Matthew Rowe discusses Disambiguating Identity Web References using Social Data
In this research seminar recorded at Talis in May 2010, Matthew Rowe describes his Ph.D. research on Disambiguating Identity Web References using Social Data.
(See this video on Vimeo for alternative media players.)
Matt gives the following background to his research:
“The availability of personal information on the Web has lead to a rise in malevolent practices such as identity theft and lateral surveillance, this in turn has forced web users to find and disambiguate web resources containing their personal information. I will present three distinct automated disambiguation techniques designed to overcome the burden placed on web users, each of these techniques fuse Semantic Web technologies with existing state of the art techniques (inference rules, graph-based random walks and machine learning). Social data leveraged from Social Web platforms (Facebook, MySpace and Twitter) is used to support the disambiguation process and a thorough evaluation of the presented techniques demonstrates their ability to outperform humans at the same task.”
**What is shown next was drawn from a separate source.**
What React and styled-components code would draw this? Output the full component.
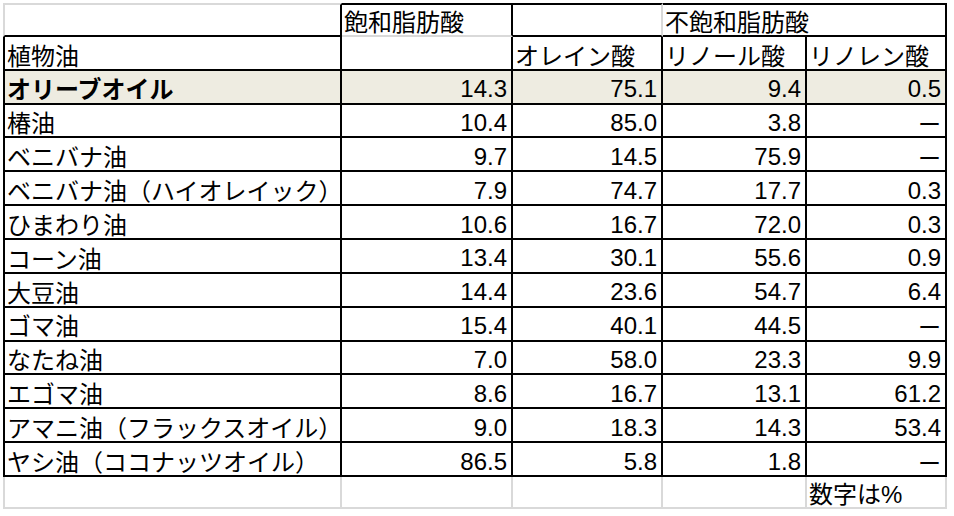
// ===== import base =====
import React from "react"
import styled, { createGlobalStyle } from "styled-components"

// ===== colours =====
const LINE = "#000000"
const GRID = "#d9d9d9"
const TAN = "#eeece1"

// ===== style =====
const GlobalStyle = createGlobalStyle`
    html, body {
        margin : 0;
        padding : 0;
        background : #ffffff;
    }
    body {
        font-family : "Liberation Sans", "Noto Sans CJK JP", sans-serif;
        color : #000000;
    }
`

const Page = styled.div`
    width : 954px;
    height : 516px;
    padding : 3px 0 0 3px;
    box-sizing : border-box;
    overflow : hidden;
`

const Sheet = styled.div`
    display : grid;
    grid-template-columns : 339px 171px 150px 144px 140px;
    grid-template-rows : repeat(14, 33.86px) 32px;
`

const Cell = styled.div`
    box-sizing : border-box;
    display : flex;
    align-items : flex-end;
    justify-content : ${(p) => (p.$num ? "flex-end" : "flex-start")};
    padding : 0 4px 0 ${(p) => (p.$num ? "4px" : "2px")};
    grid-column : ${(p) => (p.$span ? `span ${p.$span}` : "auto")};
    background : ${(p) => (p.$bg ? TAN : "transparent")};
    border-right : 2px solid ${(p) => p.$r || LINE};
    border-bottom : 2px solid ${(p) => p.$b || LINE};
    border-top : ${(p) => (p.$t ? `2px solid ${p.$t}` : "none")};
    border-left : ${(p) => (p.$l ? `2px solid ${p.$l}` : "none")};
    font-size : 24px;
    font-weight : ${(p) => (p.$bold ? 700 : 400)};
    line-height : ${(p) => (p.$num ? "1.1" : "1.05")};
    white-space : nowrap;
`

const Dash = styled.span`
    font-family : "Noto Sans CJK JP", sans-serif;
    font-size : 23px;
`

// ===== data =====
const oils = [
    ["オリーブオイル", "14.3", "75.1", "9.4", "0.5"],
    ["椿油", "10.4", "85.0", "3.8", null],
    ["ベニバナ油", "9.7", "14.5", "75.9", null],
    ["ベニバナ油（ハイオレイック）", "7.9", "74.7", "17.7", "0.3"],
    ["ひまわり油", "10.6", "16.7", "72.0", "0.3"],
    ["コーン油", "13.4", "30.1", "55.6", "0.9"],
    ["大豆油", "14.4", "23.6", "54.7", "6.4"],
    ["ゴマ油", "15.4", "40.1", "44.5", null],
    ["なたね油", "7.0", "58.0", "23.3", "9.9"],
    ["エゴマ油", "8.6", "16.7", "13.1", "61.2"],
    ["アマニ油（フラックスオイル）", "9.0", "18.3", "14.3", "53.4"],
    ["ヤシ油（ココナッツオイル）", "86.5", "5.8", "1.8", null],
]

//  ===== component =====
const App = () => {
    return (
        <React.Fragment>
            <GlobalStyle />
            <Page>
                <Sheet>
                    {/* header row 1 */}
                    <Cell $t={GRID} $l={GRID} />
                    <Cell $t={LINE} $b={GRID}>飽和脂肪酸</Cell>
                    <Cell $t={LINE} $r={GRID} />
                    <Cell $t={LINE} $span={2}>不飽和脂肪酸</Cell>

                    {/* header row 2 */}
                    <Cell $l={LINE}>植物油</Cell>
                    <Cell />
                    <Cell>オレイン酸</Cell>
                    <Cell>リノール酸</Cell>
                    <Cell>リノレン酸</Cell>

                    {oils.map((row, i) => (
                        <React.Fragment key={row[0]}>
                            <Cell $l={LINE} $bg={i === 0} $bold={i === 0}>{row[0]}</Cell>
                            {row.slice(1).map((v, j) => (
                                <Cell key={j} $num $bg={i === 0}>
                                    {v === null ? <Dash>ー</Dash> : v}
                                </Cell>
                            ))}
                        </React.Fragment>
                    ))}

                    {/* note row */}
                    <Cell $l={GRID} $r={GRID} $b={GRID} />
                    <Cell $r={GRID} $b={GRID} />
                    <Cell $r={GRID} $b={GRID} />
                    <Cell $r={GRID} $b={GRID} />
                    <Cell $r={GRID} $b={GRID}>数字は%</Cell>
                </Sheet>
            </Page>
        </React.Fragment>
    )
}

export default App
At the time of the talk, Matt was a Ph.D. student within the University of Sheffield’s Organisations, Information and Knowledge (OAK) Group. His thesis, successfully defended just days after this seminar was given, explored automated disambiguation techniques supported by data leveraged from Social Web platforms.
His research has drawn on several different areas of Computer Science including the Semantic Web, the Social Web and machine learning. Recent research efforts have centred around the Linked Data field, in particular exploring how URI disambiguation can be tackled from a statistical, machine learning perspective. Matt is now a Research Associate at The Open University’s Knowledge Media Institute.